Stated goal.
Render every entry verbatim.

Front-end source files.

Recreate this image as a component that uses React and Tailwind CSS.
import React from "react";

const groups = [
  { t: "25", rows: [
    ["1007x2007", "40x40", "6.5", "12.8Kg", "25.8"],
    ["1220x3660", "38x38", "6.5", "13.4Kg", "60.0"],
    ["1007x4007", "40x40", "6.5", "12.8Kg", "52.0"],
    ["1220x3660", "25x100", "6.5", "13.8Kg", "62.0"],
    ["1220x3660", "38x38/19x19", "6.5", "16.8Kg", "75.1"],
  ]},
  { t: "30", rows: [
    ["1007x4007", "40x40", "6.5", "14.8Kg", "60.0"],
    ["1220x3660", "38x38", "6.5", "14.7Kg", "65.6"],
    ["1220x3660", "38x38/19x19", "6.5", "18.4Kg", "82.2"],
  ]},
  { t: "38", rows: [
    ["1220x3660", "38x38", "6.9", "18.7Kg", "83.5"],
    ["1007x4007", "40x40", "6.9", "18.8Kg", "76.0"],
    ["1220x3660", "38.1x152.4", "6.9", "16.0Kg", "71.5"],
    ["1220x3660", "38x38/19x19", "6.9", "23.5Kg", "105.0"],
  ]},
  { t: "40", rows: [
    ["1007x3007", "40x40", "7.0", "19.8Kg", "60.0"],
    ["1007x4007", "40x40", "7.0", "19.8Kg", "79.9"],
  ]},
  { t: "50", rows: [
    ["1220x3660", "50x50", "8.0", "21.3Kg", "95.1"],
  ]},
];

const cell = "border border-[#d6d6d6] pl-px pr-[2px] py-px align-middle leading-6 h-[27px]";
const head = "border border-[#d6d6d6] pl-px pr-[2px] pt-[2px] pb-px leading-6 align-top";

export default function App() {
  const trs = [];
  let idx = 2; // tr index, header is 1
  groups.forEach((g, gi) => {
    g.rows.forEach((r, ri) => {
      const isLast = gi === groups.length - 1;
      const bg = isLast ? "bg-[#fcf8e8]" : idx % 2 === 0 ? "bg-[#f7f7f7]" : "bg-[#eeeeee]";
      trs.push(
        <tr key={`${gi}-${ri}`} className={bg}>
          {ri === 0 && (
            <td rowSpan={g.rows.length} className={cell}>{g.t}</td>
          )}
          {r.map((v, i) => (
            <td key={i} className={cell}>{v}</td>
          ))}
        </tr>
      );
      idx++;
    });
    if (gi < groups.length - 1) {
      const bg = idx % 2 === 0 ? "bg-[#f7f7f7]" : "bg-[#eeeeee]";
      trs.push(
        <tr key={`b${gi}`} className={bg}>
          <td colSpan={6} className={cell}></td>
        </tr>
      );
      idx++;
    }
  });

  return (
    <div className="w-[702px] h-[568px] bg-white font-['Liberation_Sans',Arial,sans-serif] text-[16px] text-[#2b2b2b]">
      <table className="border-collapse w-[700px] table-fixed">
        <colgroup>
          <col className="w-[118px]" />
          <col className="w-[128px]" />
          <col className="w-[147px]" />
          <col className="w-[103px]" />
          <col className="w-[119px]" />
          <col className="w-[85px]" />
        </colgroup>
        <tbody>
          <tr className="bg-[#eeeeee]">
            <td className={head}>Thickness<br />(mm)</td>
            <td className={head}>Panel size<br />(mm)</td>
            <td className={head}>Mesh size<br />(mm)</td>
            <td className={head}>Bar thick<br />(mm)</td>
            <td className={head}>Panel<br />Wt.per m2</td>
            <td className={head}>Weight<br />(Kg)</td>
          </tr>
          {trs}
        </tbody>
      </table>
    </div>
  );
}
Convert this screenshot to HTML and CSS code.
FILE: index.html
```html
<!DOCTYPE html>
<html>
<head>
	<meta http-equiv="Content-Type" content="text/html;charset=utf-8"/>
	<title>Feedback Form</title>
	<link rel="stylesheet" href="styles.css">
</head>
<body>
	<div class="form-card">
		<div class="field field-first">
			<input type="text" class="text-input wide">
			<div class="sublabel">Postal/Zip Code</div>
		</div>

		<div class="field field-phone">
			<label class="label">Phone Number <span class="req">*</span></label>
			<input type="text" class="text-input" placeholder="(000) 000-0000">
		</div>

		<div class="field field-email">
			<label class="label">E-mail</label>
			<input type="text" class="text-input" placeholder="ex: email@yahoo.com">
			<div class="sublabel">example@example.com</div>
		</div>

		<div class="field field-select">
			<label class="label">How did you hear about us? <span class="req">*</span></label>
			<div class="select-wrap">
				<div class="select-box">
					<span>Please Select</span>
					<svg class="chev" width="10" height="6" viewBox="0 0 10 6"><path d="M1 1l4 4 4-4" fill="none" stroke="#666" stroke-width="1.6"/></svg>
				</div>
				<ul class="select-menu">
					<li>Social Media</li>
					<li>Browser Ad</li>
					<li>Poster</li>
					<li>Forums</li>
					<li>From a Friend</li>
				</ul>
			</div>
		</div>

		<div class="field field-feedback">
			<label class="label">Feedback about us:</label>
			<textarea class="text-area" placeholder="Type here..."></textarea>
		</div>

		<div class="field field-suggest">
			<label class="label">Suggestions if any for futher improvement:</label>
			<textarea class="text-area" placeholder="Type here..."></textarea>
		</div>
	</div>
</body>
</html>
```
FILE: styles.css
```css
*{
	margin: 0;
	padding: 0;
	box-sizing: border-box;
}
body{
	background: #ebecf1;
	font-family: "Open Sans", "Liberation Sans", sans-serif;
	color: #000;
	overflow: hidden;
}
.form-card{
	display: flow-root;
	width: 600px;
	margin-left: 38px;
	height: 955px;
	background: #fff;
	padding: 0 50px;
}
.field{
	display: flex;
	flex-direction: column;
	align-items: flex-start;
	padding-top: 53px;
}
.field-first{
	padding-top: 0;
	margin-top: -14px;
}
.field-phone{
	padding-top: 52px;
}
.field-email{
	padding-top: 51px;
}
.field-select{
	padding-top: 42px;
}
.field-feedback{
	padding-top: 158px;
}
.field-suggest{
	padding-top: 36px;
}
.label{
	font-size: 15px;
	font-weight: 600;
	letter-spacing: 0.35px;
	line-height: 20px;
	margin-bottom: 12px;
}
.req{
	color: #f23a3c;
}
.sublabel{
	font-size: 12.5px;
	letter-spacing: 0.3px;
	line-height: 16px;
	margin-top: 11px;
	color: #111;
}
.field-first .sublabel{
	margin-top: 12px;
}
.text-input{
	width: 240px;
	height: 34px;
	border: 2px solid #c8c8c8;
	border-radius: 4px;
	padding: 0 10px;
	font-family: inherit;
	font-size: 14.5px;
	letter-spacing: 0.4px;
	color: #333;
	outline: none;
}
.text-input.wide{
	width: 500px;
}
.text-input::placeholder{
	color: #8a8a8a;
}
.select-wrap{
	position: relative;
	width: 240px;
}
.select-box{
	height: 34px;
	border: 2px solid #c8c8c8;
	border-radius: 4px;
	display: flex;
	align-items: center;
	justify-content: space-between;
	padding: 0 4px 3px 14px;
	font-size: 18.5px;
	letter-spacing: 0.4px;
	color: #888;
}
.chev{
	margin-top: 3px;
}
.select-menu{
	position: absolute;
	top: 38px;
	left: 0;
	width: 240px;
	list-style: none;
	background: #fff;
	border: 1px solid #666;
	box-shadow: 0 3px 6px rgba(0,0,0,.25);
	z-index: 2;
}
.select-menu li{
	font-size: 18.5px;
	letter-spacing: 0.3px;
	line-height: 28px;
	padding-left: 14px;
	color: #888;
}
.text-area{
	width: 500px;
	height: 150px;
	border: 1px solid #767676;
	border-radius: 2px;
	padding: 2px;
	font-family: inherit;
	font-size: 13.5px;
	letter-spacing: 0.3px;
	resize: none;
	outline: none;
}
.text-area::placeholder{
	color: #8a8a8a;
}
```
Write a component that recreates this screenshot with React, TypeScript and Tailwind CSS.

Result of the exercise.
Recreate this image as a component that uses React and Tailwind CSS.
import React from "react";

const groups = [
  { t: "25", rows: [
    ["1007x2007", "40x40", "6.5", "12.8Kg", "25.8"],
    ["1220x3660", "38x38", "6.5", "13.4Kg", "60.0"],
    ["1007x4007", "40x40", "6.5", "12.8Kg", "52.0"],
    ["1220x3660", "25x100", "6.5", "13.8Kg", "62.0"],
    ["1220x3660", "38x38/19x19", "6.5", "16.8Kg", "75.1"],
  ]},
  { t: "30", rows: [
    ["1007x4007", "40x40", "6.5", "14.8Kg", "60.0"],
    ["1220x3660", "38x38", "6.5", "14.7Kg", "65.6"],
    ["1220x3660", "38x38/19x19", "6.5", "18.4Kg", "82.2"],
  ]},
  { t: "38", rows: [
    ["1220x3660", "38x38", "6.9", "18.7Kg", "83.5"],
    ["1007x4007", "40x40", "6.9", "18.8Kg", "76.0"],
    ["1220x3660", "38.1x152.4", "6.9", "16.0Kg", "71.5"],
    ["1220x3660", "38x38/19x19", "6.9", "23.5Kg", "105.0"],
  ]},
  { t: "40", rows: [
    ["1007x3007", "40x40", "7.0", "19.8Kg", "60.0"],
    ["1007x4007", "40x40", "7.0", "19.8Kg", "79.9"],
  ]},
  { t: "50", rows: [
    ["1220x3660", "50x50", "8.0", "21.3Kg", "95.1"],
  ]},
];

const cell = "border border-[#d6d6d6] pl-px pr-[2px] py-px align-middle leading-6 h-[27px]";
const head = "border border-[#d6d6d6] pl-px pr-[2px] pt-[2px] pb-px leading-6 align-top";

export default function App() {
  const trs = [];
  let idx = 2; // tr index, header is 1
  groups.forEach((g, gi) => {
    g.rows.forEach((r, ri) => {
      const isLast = gi === groups.length - 1;
      const bg = isLast ? "bg-[#fcf8e8]" : idx % 2 === 0 ? "bg-[#f7f7f7]" : "bg-[#eeeeee]";
      trs.push(
        <tr key={`${gi}-${ri}`} className={bg}>
          {ri === 0 && (
            <td rowSpan={g.rows.length} className={cell}>{g.t}</td>
          )}
          {r.map((v, i) => (
            <td key={i} className={cell}>{v}</td>
          ))}
        </tr>
      );
      idx++;
    });
    if (gi < groups.length - 1) {
      const bg = idx % 2 === 0 ? "bg-[#f7f7f7]" : "bg-[#eeeeee]";
      trs.push(
        <tr key={`b${gi}`} className={bg}>
          <td colSpan={6} className={cell}></td>
        </tr>
      );
      idx++;
    }
  });

  return (
    <div className="w-[702px] h-[568px] bg-white font-['Liberation_Sans',Arial,sans-serif] text-[16px] text-[#2b2b2b]">
      <table className="border-collapse w-[700px] table-fixed">
        <colgroup>
          <col className="w-[118px]" />
          <col className="w-[128px]" />
          <col className="w-[147px]" />
          <col className="w-[103px]" />
          <col className="w-[119px]" />
          <col className="w-[85px]" />
        </colgroup>
        <tbody>
          <tr className="bg-[#eeeeee]">
            <td className={head}>Thickness<br />(mm)</td>
            <td className={head}>Panel size<br />(mm)</td>
            <td className={head}>Mesh size<br />(mm)</td>
            <td className={head}>Bar thick<br />(mm)</td>
            <td className={head}>Panel<br />Wt.per m2</td>
            <td className={head}>Weight<br />(Kg)</td>
          </tr>
          {trs}
        </tbody>
      </table>
    </div>
  );
}
Convert this screenshot to HTML and CSS code.
FILE: index.html
```html
<!DOCTYPE html>
<html>
<head>
	<meta http-equiv="Content-Type" content="text/html;charset=utf-8"/>
	<title>Feedback Form</title>
	<link rel="stylesheet" href="styles.css">
</head>
<body>
	<div class="form-card">
		<div class="field field-first">
			<input type="text" class="text-input wide">
			<div class="sublabel">Postal/Zip Code</div>
		</div>

		<div class="field field-phone">
			<label class="label">Phone Number <span class="req">*</span></label>
			<input type="text" class="text-input" placeholder="(000) 000-0000">
		</div>

		<div class="field field-email">
			<label class="label">E-mail</label>
			<input type="text" class="text-input" placeholder="ex: email@yahoo.com">
			<div class="sublabel">example@example.com</div>
		</div>

		<div class="field field-select">
			<label class="label">How did you hear about us? <span class="req">*</span></label>
			<div class="select-wrap">
				<div class="select-box">
					<span>Please Select</span>
					<svg class="chev" width="10" height="6" viewBox="0 0 10 6"><path d="M1 1l4 4 4-4" fill="none" stroke="#666" stroke-width="1.6"/></svg>
				</div>
				<ul class="select-menu">
					<li>Social Media</li>
					<li>Browser Ad</li>
					<li>Poster</li>
					<li>Forums</li>
					<li>From a Friend</li>
				</ul>
			</div>
		</div>

		<div class="field field-feedback">
			<label class="label">Feedback about us:</label>
			<textarea class="text-area" placeholder="Type here..."></textarea>
		</div>

		<div class="field field-suggest">
			<label class="label">Suggestions if any for futher improvement:</label>
			<textarea class="text-area" placeholder="Type here..."></textarea>
		</div>
	</div>
</body>
</html>
```
FILE: styles.css
```css
*{
	margin: 0;
	padding: 0;
	box-sizing: border-box;
}
body{
	background: #ebecf1;
	font-family: "Open Sans", "Liberation Sans", sans-serif;
	color: #000;
	overflow: hidden;
}
.form-card{
	display: flow-root;
	width: 600px;
	margin-left: 38px;
	height: 955px;
	background: #fff;
	padding: 0 50px;
}
.field{
	display: flex;
	flex-direction: column;
	align-items: flex-start;
	padding-top: 53px;
}
.field-first{
	padding-top: 0;
	margin-top: -14px;
}
.field-phone{
	padding-top: 52px;
}
.field-email{
	padding-top: 51px;
}
.field-select{
	padding-top: 42px;
}
.field-feedback{
	padding-top: 158px;
}
.field-suggest{
	padding-top: 36px;
}
.label{
	font-size: 15px;
	font-weight: 600;
	letter-spacing: 0.35px;
	line-height: 20px;
	margin-bottom: 12px;
}
.req{
	color: #f23a3c;
}
.sublabel{
	font-size: 12.5px;
	letter-spacing: 0.3px;
	line-height: 16px;
	margin-top: 11px;
	color: #111;
}
.field-first .sublabel{
	margin-top: 12px;
}
.text-input{
	width: 240px;
	height: 34px;
	border: 2px solid #c8c8c8;
	border-radius: 4px;
	padding: 0 10px;
	font-family: inherit;
	font-size: 14.5px;
	letter-spacing: 0.4px;
	color: #333;
	outline: none;
}
.text-input.wide{
	width: 500px;
}
.text-input::placeholder{
	color: #8a8a8a;
}
.select-wrap{
	position: relative;
	width: 240px;
}
.select-box{
	height: 34px;
	border: 2px solid #c8c8c8;
	border-radius: 4px;
	display: flex;
	align-items: center;
	justify-content: space-between;
	padding: 0 4px 3px 14px;
	font-size: 18.5px;
	letter-spacing: 0.4px;
	color: #888;
}
.chev{
	margin-top: 3px;
}
.select-menu{
	position: absolute;
	top: 38px;
	left: 0;
	width: 240px;
	list-style: none;
	background: #fff;
	border: 1px solid #666;
	box-shadow: 0 3px 6px rgba(0,0,0,.25);
	z-index: 2;
}
.select-menu li{
	font-size: 18.5px;
	letter-spacing: 0.3px;
	line-height: 28px;
	padding-left: 14px;
	color: #888;
}
.text-area{
	width: 500px;
	height: 150px;
	border: 1px solid #767676;
	border-radius: 2px;
	padding: 2px;
	font-family: inherit;
	font-size: 13.5px;
	letter-spacing: 0.3px;
	resize: none;
	outline: none;
}
.text-area::placeholder{
	color: #8a8a8a;
}
```
Write a component that recreates this screenshot with React, TypeScript and Tailwind CSS.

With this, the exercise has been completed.